Module 5: Security and Access Control Implementation
- Enforce TLS encryption for internode and client communications using custom or CA-signed certificates.
- Define role-based access control (RBAC) with granular index and document-level permissions.
- Integrate Elasticsearch with LDAP or SAML for centralized user authentication and group mapping.
- Configure field-level security to mask sensitive data such as PII in search and retrieval operations.
- Enable audit logging to track administrative actions and authentication attempts across the cluster.
- Rotate API keys and service account credentials on a defined schedule to limit exposure.
Module 6: Monitoring, Alerting, and Cluster Health
- Deploy Metricbeat to collect node-level JVM, thread pool, and filesystem metrics for proactive monitoring.
- Set up alerts on critical thresholds such as disk usage above 80% or thread pool rejections.
- Use the _cluster/allocation/explain API to troubleshoot unassigned shards in real time.
- Monitor indexing and query latency percentiles to detect performance regressions.
- Configure cross-cluster search monitoring to track latency and availability of remote clusters.
- Validate snapshot repository accessibility and automate periodic restore tests for disaster recovery.

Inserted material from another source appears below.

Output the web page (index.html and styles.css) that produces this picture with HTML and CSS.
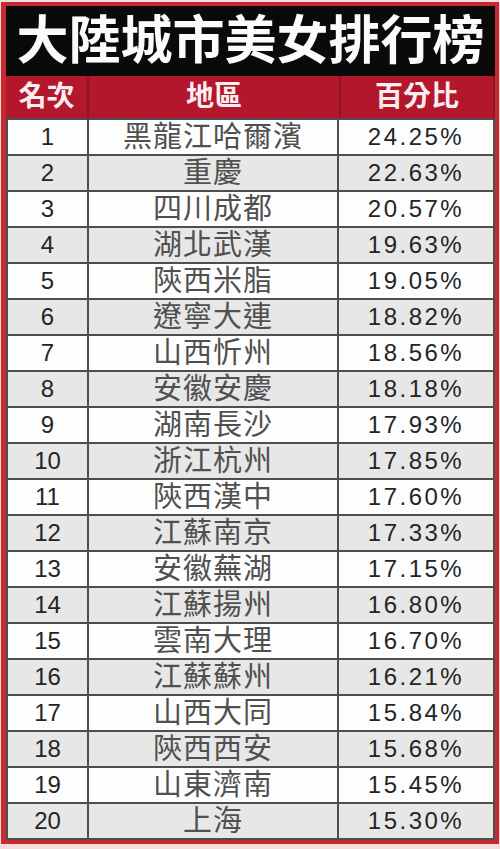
FILE: index.html
```html
<!DOCTYPE html>
<html lang="zh-Hant">
<head>
<meta charset="utf-8">
<title>大陸城市美女排行榜</title>
<link rel="stylesheet" href="styles.css">
</head>
<body>
<div class="frame">
  <h1 class="title">大陸城市美女排行榜</h1>
  <div class="head">
    <div class="hcell">名次</div>
    <div class="hcell">地區</div>
    <div class="hcell">百分比</div>
  </div>
  <div class="table">
    <div class="row"><div class="num">1</div><div class="city">黑龍江哈爾濱</div><div class="pct">24.25%</div></div>
    <div class="row alt"><div class="num">2</div><div class="city">重慶</div><div class="pct">22.63%</div></div>
    <div class="row"><div class="num">3</div><div class="city">四川成都</div><div class="pct">20.57%</div></div>
    <div class="row alt"><div class="num">4</div><div class="city">湖北武漢</div><div class="pct">19.63%</div></div>
    <div class="row"><div class="num">5</div><div class="city">陝西米脂</div><div class="pct">19.05%</div></div>
    <div class="row alt"><div class="num">6</div><div class="city">遼寧大連</div><div class="pct">18.82%</div></div>
    <div class="row"><div class="num">7</div><div class="city">山西忻州</div><div class="pct">18.56%</div></div>
    <div class="row alt"><div class="num">8</div><div class="city">安徽安慶</div><div class="pct">18.18%</div></div>
    <div class="row"><div class="num">9</div><div class="city">湖南長沙</div><div class="pct">17.93%</div></div>
    <div class="row alt"><div class="num">10</div><div class="city">浙江杭州</div><div class="pct">17.85%</div></div>
    <div class="row"><div class="num">11</div><div class="city">陝西漢中</div><div class="pct">17.60%</div></div>
    <div class="row alt"><div class="num">12</div><div class="city">江蘇南京</div><div class="pct">17.33%</div></div>
    <div class="row"><div class="num">13</div><div class="city">安徽蕪湖</div><div class="pct">17.15%</div></div>
    <div class="row alt"><div class="num">14</div><div class="city">江蘇揚州</div><div class="pct">16.80%</div></div>
    <div class="row"><div class="num">15</div><div class="city">雲南大理</div><div class="pct">16.70%</div></div>
    <div class="row alt"><div class="num">16</div><div class="city">江蘇蘇州</div><div class="pct">16.21%</div></div>
    <div class="row"><div class="num">17</div><div class="city">山西大同</div><div class="pct">15.84%</div></div>
    <div class="row alt"><div class="num">18</div><div class="city">陝西西安</div><div class="pct">15.68%</div></div>
    <div class="row"><div class="num">19</div><div class="city">山東濟南</div><div class="pct">15.45%</div></div>
    <div class="row alt"><div class="num">20</div><div class="city">上海</div><div class="pct">15.30%</div></div>
  </div>
</div>
</body>
</html>
```
FILE: styles.css
```css
html, body {
  margin: 0;
  padding: 0;
}
body {
  background: #f3dedb;
  width: 500px;
  height: 849px;
  overflow: hidden;
}
.frame {
  margin: 2px 1px 0 1px;
  border: 4px solid #c62a31;
  border-left-width: 5px;
  background: #f6e6e4;
  display: flex;
  flex-direction: column;
}
.title {
  margin: 0;
  height: 70px;
  background: #0a0a0a;
  color: #fbfbfb;
  font-family: "Liberation Sans", "Noto Sans CJK TC", "Noto Sans CJK SC", sans-serif;
  font-weight: 700;
  font-size: 52px;
  line-height: 70px;
  text-align: center;
}
.head {
  height: 42px;
  display: grid;
  grid-template-columns: 81px 250px 1fr;
  column-gap: 2px;
  background: #8c1424;
  padding: 0 2px 0 0;
}
.hcell {
  background: #b4162c;
  color: #fbeef0;
  font-family: "Liberation Sans", "Noto Sans CJK TC", "Noto Sans CJK SC", sans-serif;
  font-weight: 700;
  font-size: 28px;
  line-height: 42px;
  text-align: center;
}
.table {
  display: grid;
  grid-auto-rows: 34px;
  row-gap: 2px;
  padding: 2px;
  background: #4e4e4e;
}
.row {
  display: grid;
  grid-template-columns: 79px 248px 1fr;
  column-gap: 2px;
}
.row > div {
  background: #fdfdfd;
  text-align: center;
  line-height: 34px;
}
.row.alt > div {
  background: #e7e7e7;
}
.num {
  font-family: "Liberation Sans", Arial, sans-serif;
  font-size: 24px;
  color: #242424;
}
.city {
  font-family: "Liberation Sans", "Noto Sans CJK TC", "Noto Sans CJK SC", sans-serif;
  font-size: 29px;
  color: #505050;
  letter-spacing: 1px;
}
.pct {
  font-family: "Liberation Sans", Arial, sans-serif;
  font-size: 24px;
  color: #242424;
  letter-spacing: 2.5px;
}
```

Module 7: Backup, Restore, and Disaster Recovery Planning
- Register shared file system or cloud-based (S3, GCS) repositories for automated snapshot operations.
- Schedule regular snapshots with retention policies aligned to compliance and RPO requirements.

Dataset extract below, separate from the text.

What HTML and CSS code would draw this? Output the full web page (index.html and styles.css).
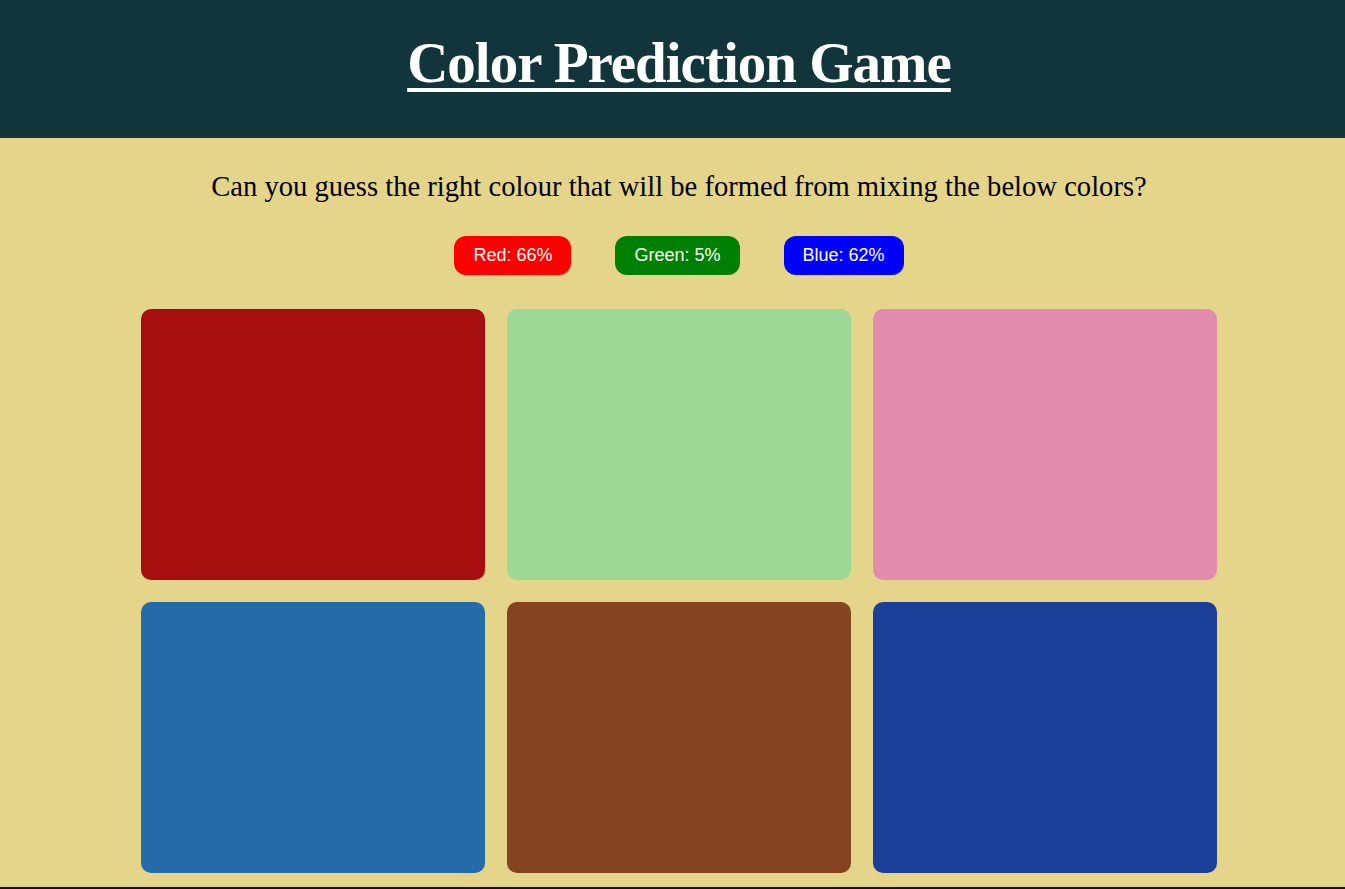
FILE: index.html
```html
<!DOCTYPE html>
<html lang="en">
<head>
<meta charset="utf-8">
<title>Color Prediction Game</title>
<link rel="stylesheet" href="styles.css">
</head>
<body>
<header class="header">
  <h1 class="title">Color Prediction Game</h1>
</header>
<main class="main">
  <p class="question">Can you guess the right colour that will be formed from mixing the below colors?</p>
  <div class="pills">
    <span class="pill pill-red">Red: 66%</span>
    <span class="pill pill-green">Green: 5%</span>
    <span class="pill pill-blue">Blue: 62%</span>
  </div>
  <div class="grid">
    <div class="card" style="background:#a80d0f"></div>
    <div class="card" style="background:#9dd897"></div>
    <div class="card" style="background:#e28bad"></div>
    <div class="card" style="background:#236ca9"></div>
    <div class="card" style="background:#85441f"></div>
    <div class="card" style="background:#1b3e98"></div>
  </div>
</main>
<footer class="footer"></footer>
</body>
</html>
```
FILE: styles.css
```css
html, body {
  margin: 0;
  padding: 0;
}
body {
  background: #e5d58b;
  font-family: "Liberation Serif", "Times New Roman", serif;
}
.header {
  background: #12343b;
  height: 138px;
  padding-left: 13px;
  display: flex;
  justify-content: center;
  align-items: flex-start;
}
.title {
  margin: 29px 0 0;
  color: #fff;
  font-size: 57px;
  font-weight: bold;
  letter-spacing: -1px;
  text-decoration: underline;
  text-decoration-thickness: 4px;
  text-underline-offset: 6px;
  line-height: 68px;
}
.main {
  padding-left: 13px;
  display: flex;
  flex-direction: column;
  align-items: center;
}
.question {
  margin: 32px 0 0;
  font-size: 28.6px;
  line-height: 34px;
  color: #000;
}
.pills {
  margin-top: 32px;
  display: flex;
  gap: 44px;
}
.pill {
  font-family: "Liberation Sans", Arial, sans-serif;
  font-size: 18px;
  color: #fff;
  height: 39px;
  line-height: 39px;
  padding: 0 19px;
  border-radius: 12px;
}
.pill-red { background: #ff0000; }
.pill-green { background: #008000; }
.pill-blue { background: #0000ff; }
.grid {
  margin-top: 34px;
  display: grid;
  grid-template-columns: repeat(3, 344px);
  grid-auto-rows: 271px;
  gap: 22px;
}
.card {
  border-radius: 10px;
}
.footer {
  margin-top: 14px;
  height: 40px;
  background: #111;
}
```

- Test partial restores of indices from snapshots to validate granular recovery procedures.
- Replicate critical indices to a secondary cluster using cross-cluster replication for failover readiness.
- Document and version control cluster settings, index templates, and ILM policies for reproducibility.
- Simulate node and zone failures to validate cluster resilience and rebalancing behavior.
Module 8: Scaling and Capacity Planning
- Forecast storage growth based on daily indexing volume and retention policy to plan node expansion.
- Scale horizontally by adding data nodes versus vertically upgrading existing nodes based on cost and downtime.
- Adjust thread pool sizes for bulk and search operations under sustained load to prevent rejections.
- Implement index lifecycle management (ILM) policies to automate rollover, shrink, and deletion.
- Evaluate cold and frozen tiers for long-term storage to reduce memory footprint and cost.
- Conduct load testing with realistic query and indexing patterns before major version upgrades.